begin

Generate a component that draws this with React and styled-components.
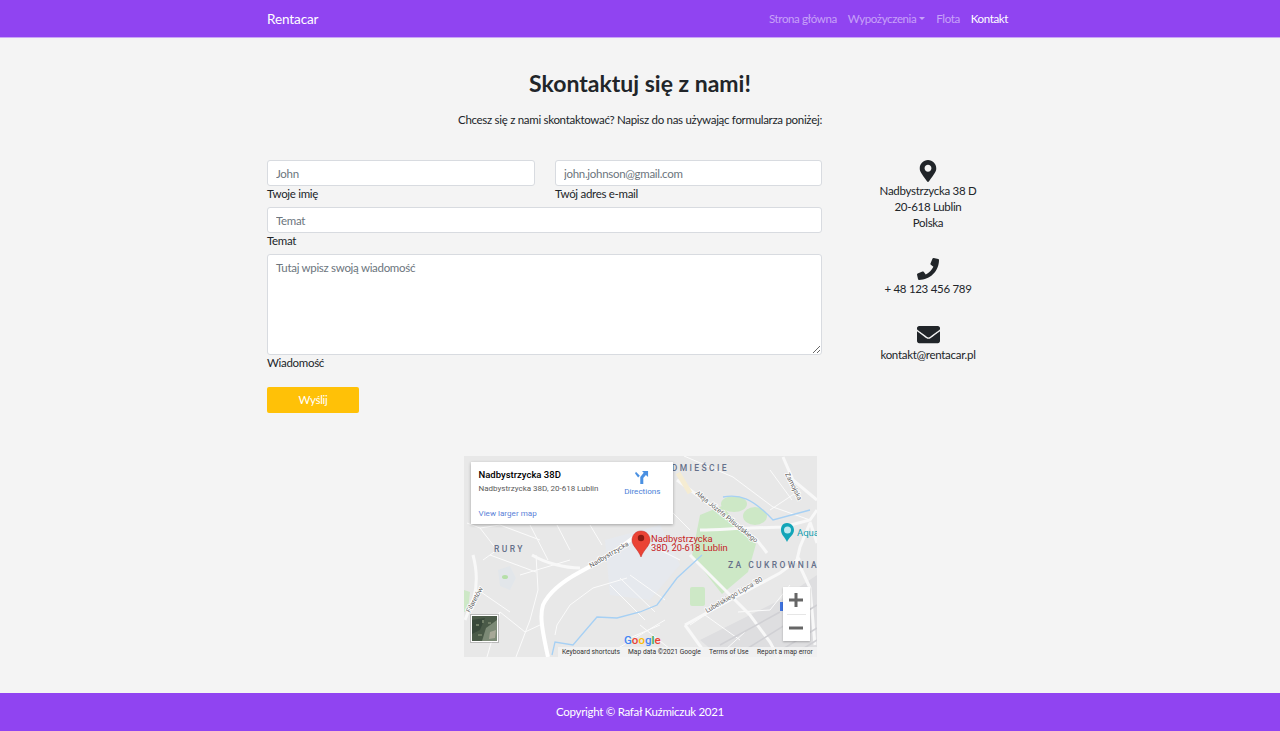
import React from 'react';
import styled, { createGlobalStyle } from 'styled-components';
import { FaMapMarkerAlt, FaPhone, FaEnvelope } from 'react-icons/fa';

const purple = '#9044f1';

const Global = createGlobalStyle`
  * { box-sizing: border-box; }
  body {
    margin: 0;
    background: #f4f4f4;
    color: #212529;
    font-family: Lato, "Open Sans", sans-serif;
    font-size: 11.5px;
    letter-spacing: -0.3px;
    line-height: 16px;
  }
`;

const MapDrawing = () => (
  <svg width="353" height="201" viewBox="464 456 353 201" style={{ display: 'block', letterSpacing: 0 }}>
    <rect x="464" y="456" width="353" height="201" fill="#e8e8e8" />
    <path d="M605 540 L660 525 L680 565 L650 600 L610 595 Z" fill="#e6e9ee" />
    <path d="M700 640 L780 600 L817 575 L817 657 L720 657 Z" fill="#dedee0" />
    <path d="M700 515 L722 506 L756 544 L748 572 L722 594 L692 556 Z" fill="#cde8c6" />
    <ellipse cx="734" cy="504" rx="13" ry="8" fill="#cde8c6" />
    <ellipse cx="755" cy="516" rx="12" ry="9" fill="#cde8c6" />
    <rect x="690" y="587" width="15" height="19" rx="2" fill="#cde8c6" />
    <path d="M464 590 L470 592 L468 610 L464 612 Z" fill="#cde8c6" />
    <path d="M498 570 L510 566 L516 578 L510 590 L500 586 Z" fill="#e2e6ea" />
    <ellipse cx="505" cy="577" rx="3" ry="2" fill="#b5dfa8" />

    <g fill="none" stroke="#fbfbfb" strokeWidth="1">
      <path d="M467 523 L480 528 L497 550 L483 560 M480 528 L500 525 L540 540 M557 525 L570 550 M530 525 L548 560 M590 525 L602 545" />
      <path d="M490 555 L536 572 M520 575 L570 560 M536 555 L538 590 L530 620 L516 657 M487 657 L500 612 L525 632 L540 625" />
      <path d="M478 590 L510 612 M500 612 L485 630 M627 578 L593 588 L570 605 L557 625 L555 635" />
      <path d="M610 585 L645 620 M620 578 L655 612 M630 575 L665 600 M640 625 L680 657 M625 640 L660 625 M615 650 L665 620" />
      <path d="M733 477 L773 507 L810 520 M690 625 L705 615 L740 640 M725 650 L745 632 M738 612 L770 610 L790 585" />
      <path d="M770 470 L792 500 M800 490 L770 510 M684 456 L733 477 M660 500 L690 530 M640 540 L680 560" />
    </g>
    <g fill="none" stroke="#f8f8f8" strokeWidth="3">
      <path d="M473 555 C477 570 478 582 474 597 L465 620" />
      <path d="M532 555 C545 563 565 568 580 568" />
      <path d="M685 625 L730 600 L780 573 L800 558" />
      <path d="M677 480 L757 540 L767 553" />
      <path d="M690 555 L737 602 L750 615 L770 642 L778 657" />
      <path d="M685 625 L703 650" />
      <path d="M700 530 C720 530 735 528 750 528 L783 527 L810 520 L817 510" />
      <path d="M783 457 L793 480 L817 500" />
      <path d="M810 523 L800 547 L797 560 L810 588 L815 645 M810 522 L817 543" />
    </g>
    <path d="M678 473 L690 493" fill="none" stroke="#f5ecd2" strokeWidth="5" />
    <path d="M637 535 L607 557 L580 572 C565 580 550 590 543 605 C540 615 541 625 548 657" fill="none" stroke="#fff" strokeWidth="4" />
    <path d="M720 645 L780 612 M745 650 L817 605 M770 657 L817 628 M790 657 L817 640" fill="none" stroke="#d0d0d4" strokeWidth="1.5" />
    <path d="M552 655 L555 642 L573 645 L597 617 L617 618 L640 612 L657 605 L677 578 L702 555 M723 497 C740 494 752 498 773 520 L810 510"
      fill="none" stroke="#a6d0f4" strokeWidth="1.3" />
    <rect x="780" y="602" width="4" height="9" fill="#3f73e0" />

    <g fontFamily="Roboto, sans-serif" fill="#65708a" fontWeight="500">
      <text x="494" y="552" fontSize="8.5" letterSpacing="2.4">RURY</text>
      <text x="728" y="568" fontSize="8.5" letterSpacing="2.4">ZA CUKROWNIA</text>
      <text x="729" y="471" fontSize="8.5" letterSpacing="2.4" textAnchor="end">ŚRÓDMIEŚCIE</text>
    </g>
    <g fontFamily="Roboto, sans-serif" fontSize="6.8" fill="#5f5f5f" stroke="#fff" strokeWidth="1.6" paintOrder="stroke">
      <text transform="translate(591 568) rotate(-31)">Nadbystrzycka</text>
      <text transform="translate(695 494) rotate(39)">Aleja Józefa Piłsudskiego</text>
      <text transform="translate(785 474) rotate(64)">Zamojska</text>
      <text transform="translate(707 613) rotate(-30)">Lubelskiego Lipca '80</text>
      <text transform="translate(470 613) rotate(-62)">Filaretów</text>
    </g>

    <path d="M641 531 C635 531 632 536 632 540 C632 546 638 549 641 557 C644 549 650 546 650 540 C650 536 647 531 641 531 Z" fill="#ea4335" stroke="#c5221f" strokeWidth=".5" />
    <circle cx="641" cy="538" r="3.2" fill="#8a1a12" />
    <g fontFamily="Roboto, sans-serif" fontSize="9.4" fill="#c5221f">
      <text x="651" y="541.500">Nadbystrzycka</text>
      <text x="651" y="551">38D, 20-618 Lublin</text>
    </g>

    <path d="M787 523 C782 523 781 527 781 530 C781 535 785 537 787 542 C789 537 794 535 794 530 C794 527 792 523 787 523 Z" fill="#12a5b8" />
    <circle cx="787.500" cy="530" r="3.500" fill="#bfeaf0" />
    <text x="797" y="536" fontFamily="Roboto, sans-serif" fontSize="9.500" fill="#129eb0">Aqua</text>

    <rect x="470" y="614" width="29" height="29" fill="#000" fillOpacity=".2" />
    <rect x="471" y="615" width="27" height="27" fill="#fff" />
    <rect x="472" y="616" width="25" height="25" fill="#4a5a48" />
    <path d="M472 620 L485 618 L480 630 L472 634 Z" fill="#38483a" />
    <path d="M486 628 L497 620 L497 641 L482 641 Z" fill="#7c8a76" />
    <path d="M490 632 L496 630 L495 638 L489 639 Z" fill="#a7a897" />
    <path d="M476 624 h3 v2 h-3 z M482 620 h2 v3 h-2 z M478 634 h4 v2 h-4 z M488 622 h3 v2 h-3 z" fill="#6f7d66" />

    <text x="624" y="644" fontFamily="Roboto, sans-serif" fontSize="11.500" fontWeight="500">
      <tspan fill="#4285f4">G</tspan><tspan fill="#ea4335">o</tspan><tspan fill="#fbbc05">o</tspan><tspan fill="#4285f4">g</tspan><tspan fill="#34a853">l</tspan><tspan fill="#ea4335">e</tspan>
    </text>

    <rect x="558" y="647" width="259" height="10" fill="#f3f3f3" fillOpacity=".85" />
    <g fontFamily="Roboto, sans-serif" fontSize="6.700" fill="#333">
      <text x="562" y="654">Keyboard shortcuts</text>
      <text x="628" y="654">Map data ©2021 Google</text>
      <text x="709" y="654">Terms of Use</text>
      <text x="757" y="654">Report a map error</text>
    </g>
  </svg>
);

const App = () => {
  return (
    <>
      <Global />
      <Navbar>
        <NavInner>
          <Brand>Rentacar</Brand>
          <NavLinks>
            <NavLink>Strona główna</NavLink>
            <NavLink>Wypożyczenia<Caret /></NavLink>
            <NavLink>Flota</NavLink>
            <NavLink $active>Kontakt</NavLink>
          </NavLinks>
        </NavInner>
      </Navbar>

      <Main>
        <Title>Skontaktuj się z nami!</Title>
        <Lead>Chcesz się z nami skontaktować? Napisz do nas używając formularza poniżej:</Lead>

        <Contact>
          <Form>
            <TwoCols>
              <Field>
                <Input placeholder="John" />
                <Label>Twoje imię</Label>
              </Field>
              <Field>
                <Input placeholder="john.johnson@gmail.com" />
                <Label>Twój adres e-mail</Label>
              </Field>
            </TwoCols>
            <Field>
              <Input placeholder="Temat" />
              <Label>Temat</Label>
            </Field>
            <Field>
              <Textarea placeholder="Tutaj wpisz swoją wiadomość" />
              <Label>Wiadomość</Label>
            </Field>
            <SendButton>Wyślij</SendButton>
          </Form>

          <Info>
            <InfoBlock>
              <FaMapMarkerAlt size={22} />
              <span>Nadbystrzycka 38 D</span>
              <span>20-618 Lublin</span>
              <span>Polska</span>
            </InfoBlock>
            <InfoBlock>
              <FaPhone size={22} />
              <span>+ 48 123 456 789</span>
            </InfoBlock>
            <MailBlock>
              <FaEnvelope size={23} />
              <span>kontakt@rentacar.pl</span>
            </MailBlock>
          </Info>
        </Contact>

        <MapFrame>
          <MapDrawing />
          <PlaceCard>
            <PlaceName>Nadbystrzycka 38D</PlaceName>
            <PlaceAddress>Nadbystrzycka 38D, 20-618 Lublin</PlaceAddress>
            <LargerMap>View larger map</LargerMap>
            <Directions>
              <svg width="14" height="13" viewBox="0 0 16 15">
                <path d="M8 0 L15 0 L15 7 L12.500 4.500 L9.500 8 L9.500 15 L6 15 L6 7 L10 2 Z M1 1 L5.500 5.500 L3.500 7.500 L0 3 Z" fill="#4a90e2" />
              </svg>
              Directions
            </Directions>
          </PlaceCard>
          <Zoom>
            <ZoomButton>
              <svg width="14" height="14" viewBox="0 0 14 14"><path d="M0 7 H14 M7 0 V14" stroke="#666" strokeWidth="3" /></svg>
            </ZoomButton>
            <ZoomDivider />
            <ZoomButton>
              <svg width="14" height="14" viewBox="0 0 14 14"><path d="M0 7 H14" stroke="#666" strokeWidth="3" /></svg>
            </ZoomButton>
          </Zoom>
        </MapFrame>
      </Main>

      <Footer>Copyright © Rafał Kuźmiczuk 2021</Footer>
    </>
  );
};

export default App;

const Navbar = styled.nav`
  height: 38px;
  background: ${purple};
  border-bottom: 1px solid #c9a6f6;
`;

const NavInner = styled.div`
  width: 741px;
  height: 37px;
  margin-left: 267px;
  display: flex;
  align-items: center;
  justify-content: space-between;
`;

const Brand = styled.a`
  color: #fff;
  font-size: 13.5px;
  letter-spacing: -0.1px;
`;

const NavLinks = styled.div`
  display: flex;
  gap: 11px;
  letter-spacing: -0.38px;
`;

const NavLink = styled.a`
  display: flex;
  align-items: center;
  color: ${({ $active }) => ($active ? '#fff' : 'rgba(255, 255, 255, 0.5)')};
`;

const Caret = styled.i`
  margin-left: 3px;
  border-top: 3.5px solid rgba(255, 255, 255, 0.5);
  border-left: 3.5px solid transparent;
  border-right: 3.5px solid transparent;
`;

const Main = styled.main`
  height: 655px;
  padding-top: 31px;
  display: flex;
  flex-direction: column;
  align-items: center;
`;

const Title = styled.h1`
  margin: 0;
  font-size: 23px;
  line-height: 28px;
  font-weight: 700;
  letter-spacing: 0;
`;

const Lead = styled.p`
  margin: 15px 0 0;
`;

const Contact = styled.section`
  width: 741px;
  margin: 32px 0 0 -5px;
  display: flex;
  justify-content: space-between;
`;

const Form = styled.form`
  width: 555px;
  display: flex;
  flex-direction: column;
  gap: 6px;
`;

const TwoCols = styled.div`
  display: grid;
  grid-template-columns: 268px 267px;
  gap: 20px;
`;

const Field = styled.label`
  display: flex;
  flex-direction: column;
`;

const Input = styled.input`
  height: 26px;
  padding: 0 8px;
  border: 1px solid #d8dbe0;
  border-radius: 3px;
  background: #fff;
  font: inherit;
  letter-spacing: inherit;
  &::placeholder { color: #6c757d; }
`;

const Textarea = styled.textarea`
  height: 101px;
  padding: 5px 8px;
  border: 1px solid #d8dbe0;
  border-radius: 3px;
  background: #fff;
  font: inherit;
  letter-spacing: inherit;
  &::placeholder { color: #6c757d; }
`;

const Label = styled.span`
  height: 15px;
`;

const SendButton = styled.button`
  width: 92px;
  height: 26px;
  margin-top: 11px;
  border: 0;
  border-radius: 2px;
  background: #ffc107;
  color: #fff;
  font: inherit;
  letter-spacing: inherit;
`;

const Info = styled.aside`
  width: 160px;
  display: flex;
  flex-direction: column;
  gap: 27px;
`;

const InfoBlock = styled.div`
  display: flex;
  flex-direction: column;
  align-items: center;
  text-align: center;
  svg { margin-bottom: 1px; }
`;

const MailBlock = styled(InfoBlock)`
  margin-top: -1px;
`;

const MapFrame = styled.div`
  position: relative;
  width: 353px;
  height: 201px;
  margin-top: 43px;
  letter-spacing: 0;
`;

const PlaceCard = styled.div`
  position: absolute;
  top: 6px;
  left: 7px;
  width: 202px;
  height: 62px;
  padding: 7px 8px;
  background: #fff;
  box-shadow: 0 1px 3px rgba(0, 0, 0, 0.3);
  font-family: Roboto, sans-serif;
`;

const PlaceName = styled.div`
  font-size: 9.5px;
  line-height: 12px;
  font-weight: 500;
  color: #000;
`;

const PlaceAddress = styled.div`
  margin-top: 3px;
  font-size: 8px;
  line-height: 10px;
  color: #5b5b5b;
`;

const LargerMap = styled.div`
  margin-top: 14px;
  font-size: 8.1px;
  line-height: 10px;
  color: #5b7fd8;
`;

const Directions = styled.div`
  position: absolute;
  top: 9px;
  right: 12px;
  display: flex;
  flex-direction: column;
  align-items: center;
  gap: 2px;
  font-size: 8.1px;
  line-height: 10px;
  color: #4a7fd8;
`;

const Zoom = styled.div`
  position: absolute;
  right: 7px;
  bottom: 16px;
  width: 27px;
  height: 54px;
  background: #fff;
  box-shadow: 0 1px 2px rgba(0, 0, 0, 0.25);
  display: flex;
  flex-direction: column;
`;

const ZoomButton = styled.div`
  flex: 1;
  display: flex;
  align-items: center;
  justify-content: center;
`;

const ZoomDivider = styled.div`
  height: 1px;
  margin: 0 4px;
  background: #e6e6e6;
`;

const Footer = styled.footer`
  height: 38px;
  background: ${purple};
  color: #fff;
  display: flex;
  align-items: center;
  justify-content: center;
`;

end

* _WHAT YOU SHOULD DO_: Copy each line that contains the word "components".

* _OUTPUT OF THE TASK_:
Generate a component that draws this with React and styled-components.
import styled, { createGlobalStyle } from 'styled-components';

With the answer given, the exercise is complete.